Janet Banks reads amateur US cellist George Sorensen’s account of taking up the instrument in his later years, and becoming good enough to play the Beatles’ Here Comes the Sun

The Cello Who Loved Me
George Sorensen
260PP ISBN 9798999877116
FLEXIBLE PRESS $20
After travelling the Camino de Santiago de Compostela, a 71-year-old man from Oregon hears a Spanish cellist and feels an overwhelming attraction to the instrument. Back home George Sorensen begins a quest to learn the cello and everything about it. He also sets himself what seemed to me a totally unrealistic goal – playing the Beatles’ Here Comes the Sun on a Stradivari cello.
Sorensen’s musical experience up to this point has been as trombonist and drum major in his school band and singing in college musicals. He approaches the cello from a position of complete ignorance of stringed instruments and explains everything to the reader as it was explained to him.
He finds a teacher, a violinist in the Oregon Symphony with decades of experience but a questionable grasp of the cello bow hold (I shuddered every time he described ‘getting his thumb comfy in the U-shaped hole’) and sets off on his voyage of discovery, meeting players, luthiers and bow makers in his part of the world.
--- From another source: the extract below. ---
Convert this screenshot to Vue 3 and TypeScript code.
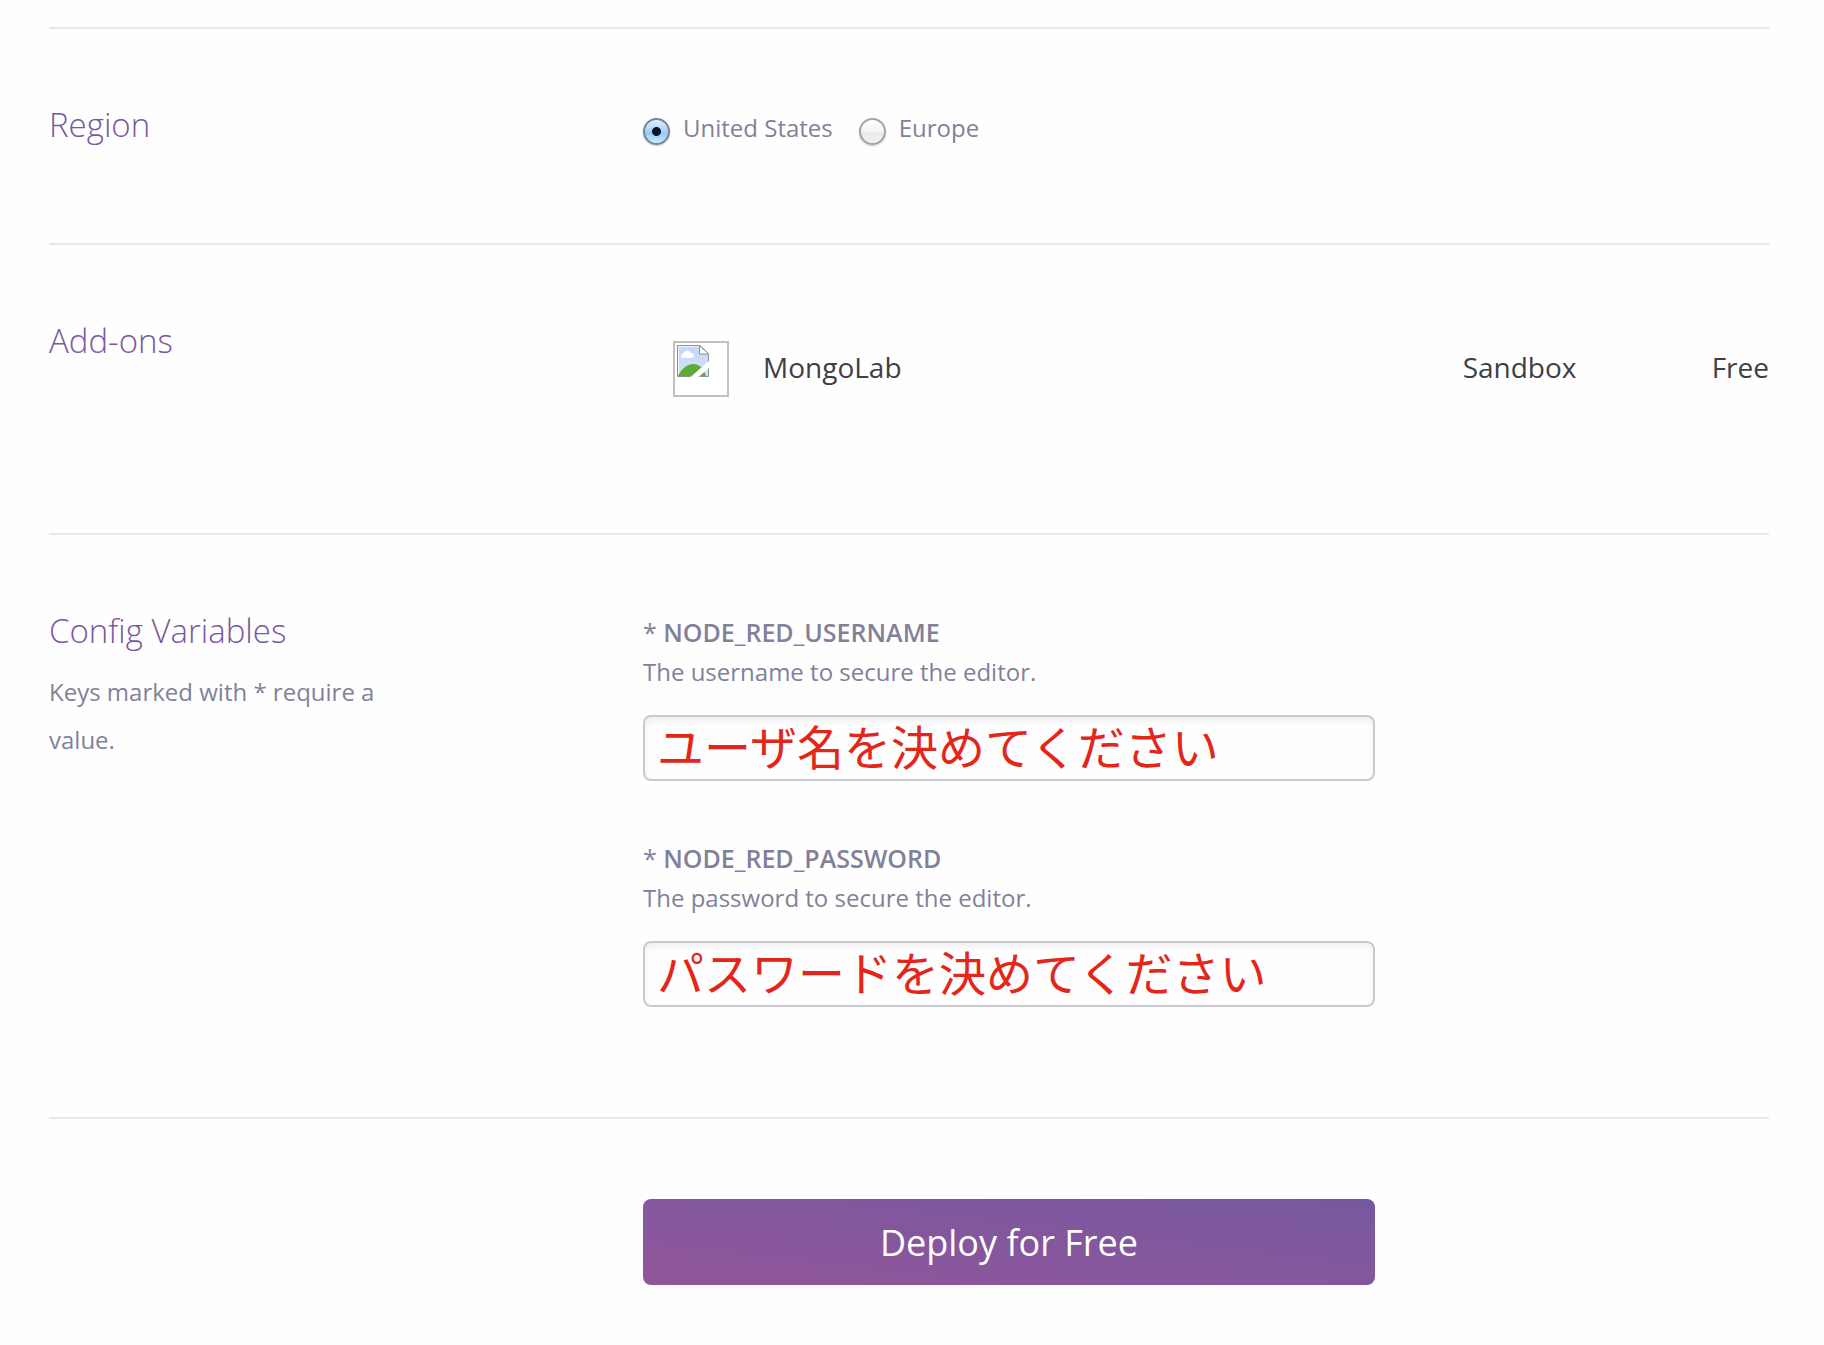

The tone is genial and humorous. Sorensen writes as he speaks, and goes off on a tangent many times, just as if he was telling you his story over a glass of ale. At times I wanted to put the editor’s pen to his raconteuring. But then that might have lost us heartwarming chapters like ‘Stan the Panda Man’ – a childhood reminiscence of a friend winning him a giant panda at a fair. Just as I was wondering where he was going with this, the connection came: ‘When I wrapped myself around the stuffed panda, I felt an inordinate sense of joy. At times, when I get the rich tone from the cello, it’s as though I’m wrapped around the cello the same way I wrapped myself around my panda back then.’
And believe it or not, he did achieve his goal. At the end of the book, through sheer persistence and Tigger-like keenness, ‘one of the newest and worst cello players upon Earth’ sits in a storeroom at the National Museum of American History and plays Here Comes the Sun to his friend – unbelievable!